Karsh sometimes did scenes of everyday life. In 1953, Maclean’s magazine commissioned Karsh to create his Face of Canada portfolio. Karsh traveled throughout the country, producing work that presents Canada as a dynamic, big, multifaceted country. Robert Frank’s Americans, from 1958, is more pointed, showing racism and poverty along with patriotism and grandeur as expressing the country. Karsh’s work emphasizes epic achievement and unity of purpose. He counted every minute after his escape from Turkey a blessing.

The art is almost entirely limited to Mrs. Karsh’s gift to the museum, so it is what it is, and it’s not exhaustive. That’s fine. The exhibition is intelligently and sensitively arranged in two galleries. Portraits line the walls, but each gallery has three freestanding walls, in the center of which one large photograph reigns in isolated splendor. This sets off works such as the portrait of Churchill and of Eleanor Roosevelt. The wall colors are appropriately dark, suggesting the serious ambiance of the photographs. Fitting for a Karsh exhibition, the lighting’s superb, dramatic but not obtrusive.
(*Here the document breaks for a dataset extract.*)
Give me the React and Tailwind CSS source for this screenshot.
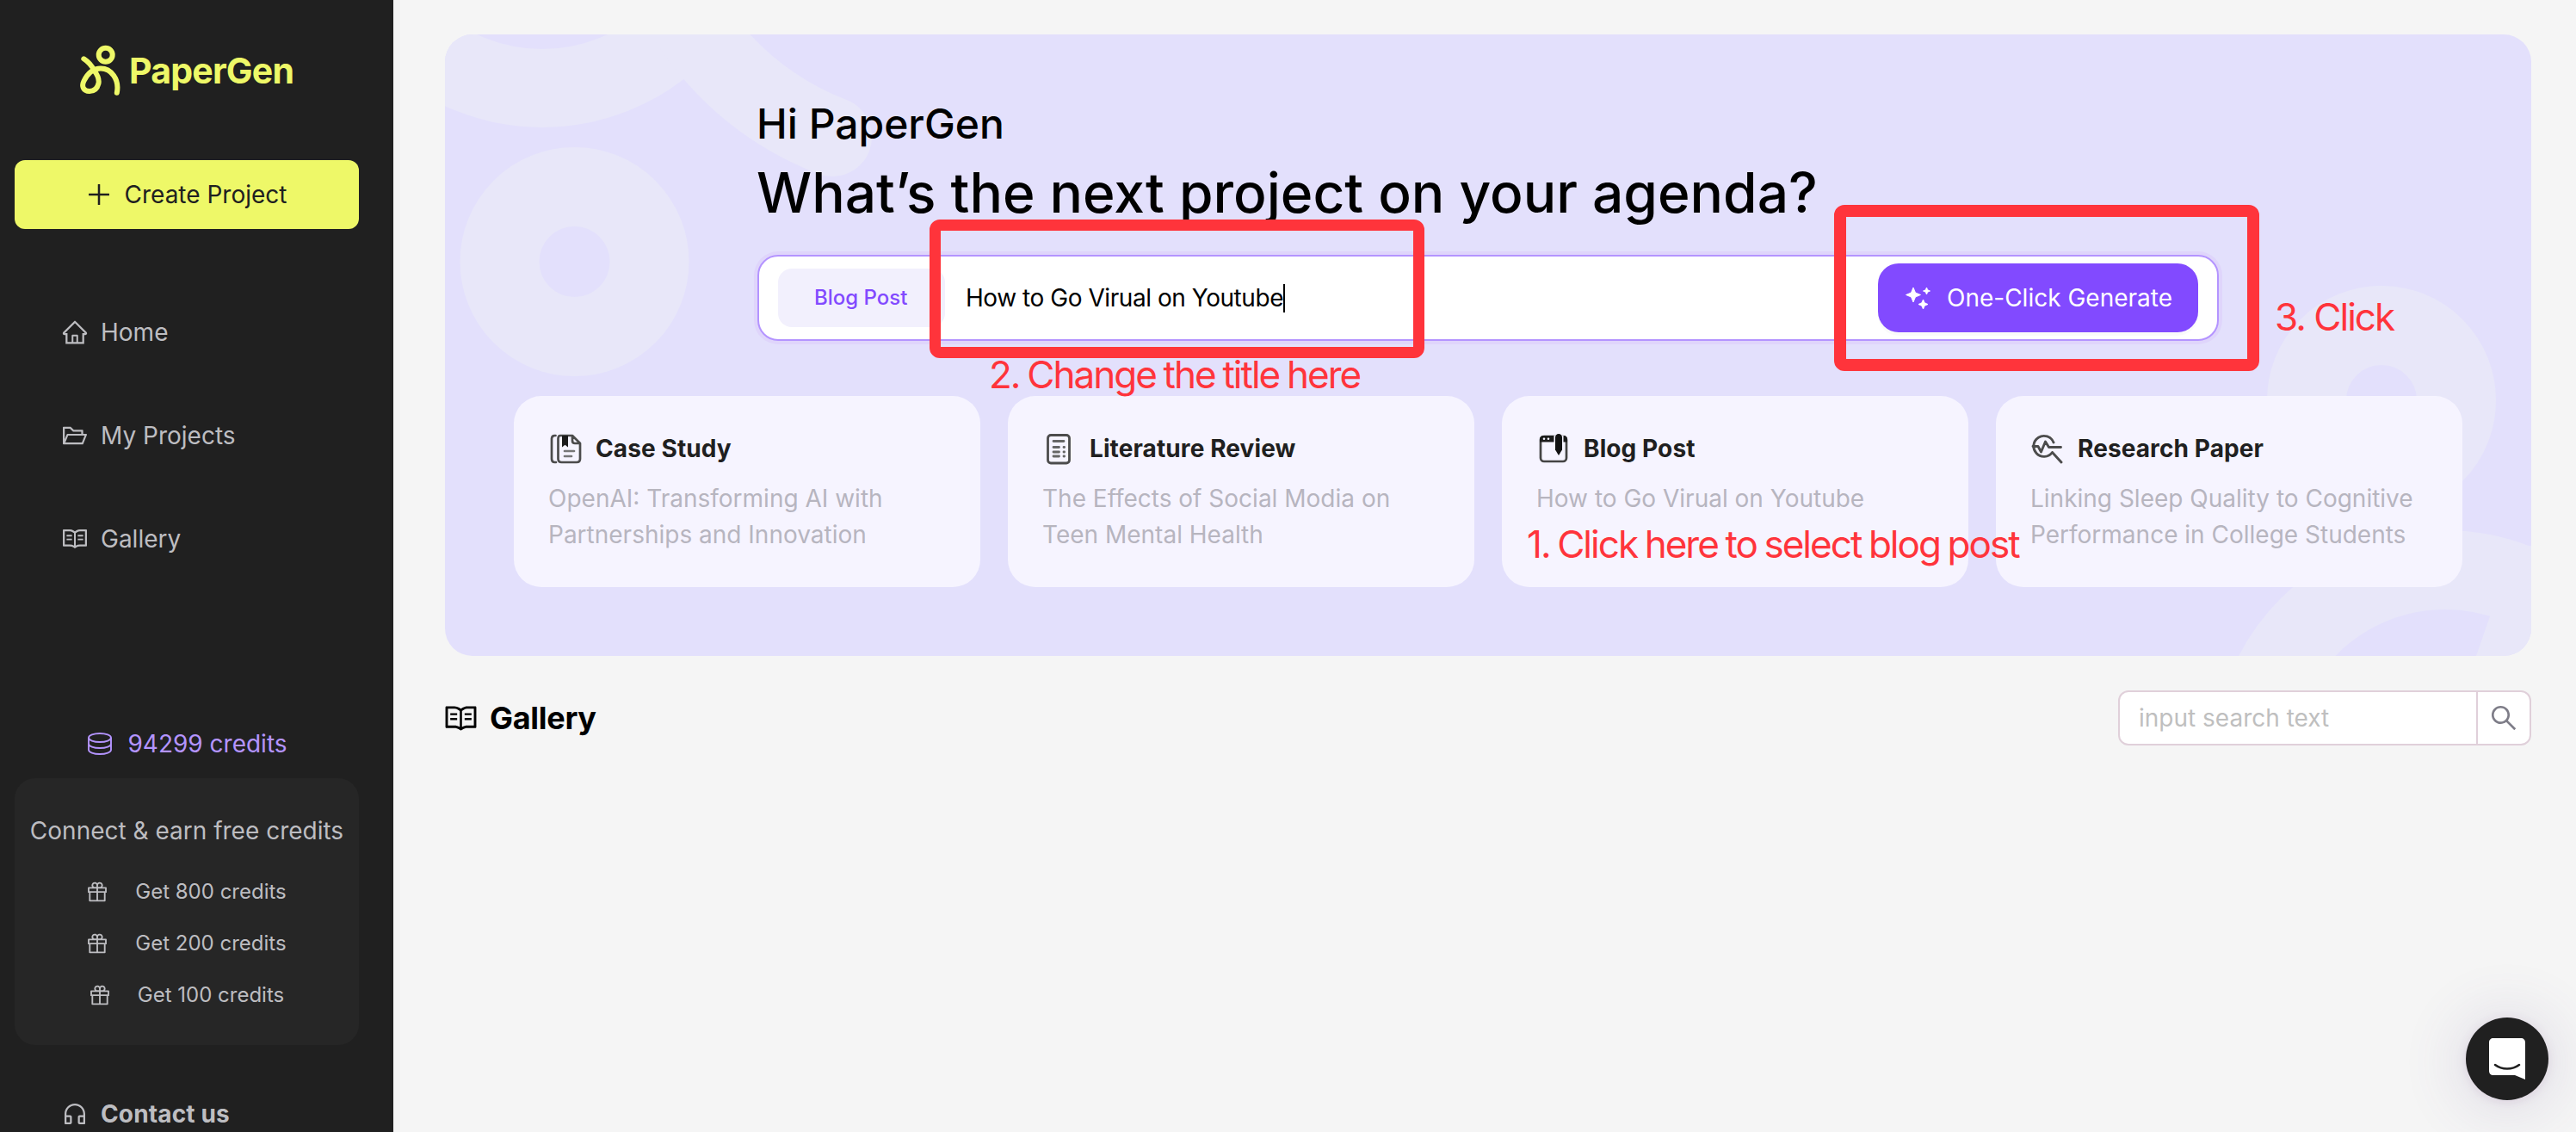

View from the exhibition Outside the Frame: Works by Artists among Us. (MBAM. Photo: Denis Farley)

I spent the afternoon at the museum, looked at all its special exhibitions, but, aside from the Karsh show, want to say something about Outside the Frame: Works by Artists Among Us. It’s a lovely two-gallery show of art made by people on the museum staff. Museums tend to have lots of artists working there, in all types of jobs, simply because people drawn to the museum world tend to be creative. I thought the art was very good. I won’t talk names because I liked everything I saw. The two spacious, high-ceiling galleries worked perfectly. They’re part of the museum’s second building, which opened a few years ago. I think every big and medium-sized museum needs to recognize its artist-workers in this way.

I wonder what Karsh would have made of Joe Biden. Working with Jerry Lewis, he photographed dozens of poster children. That might have given him an access point to our most debilitated president.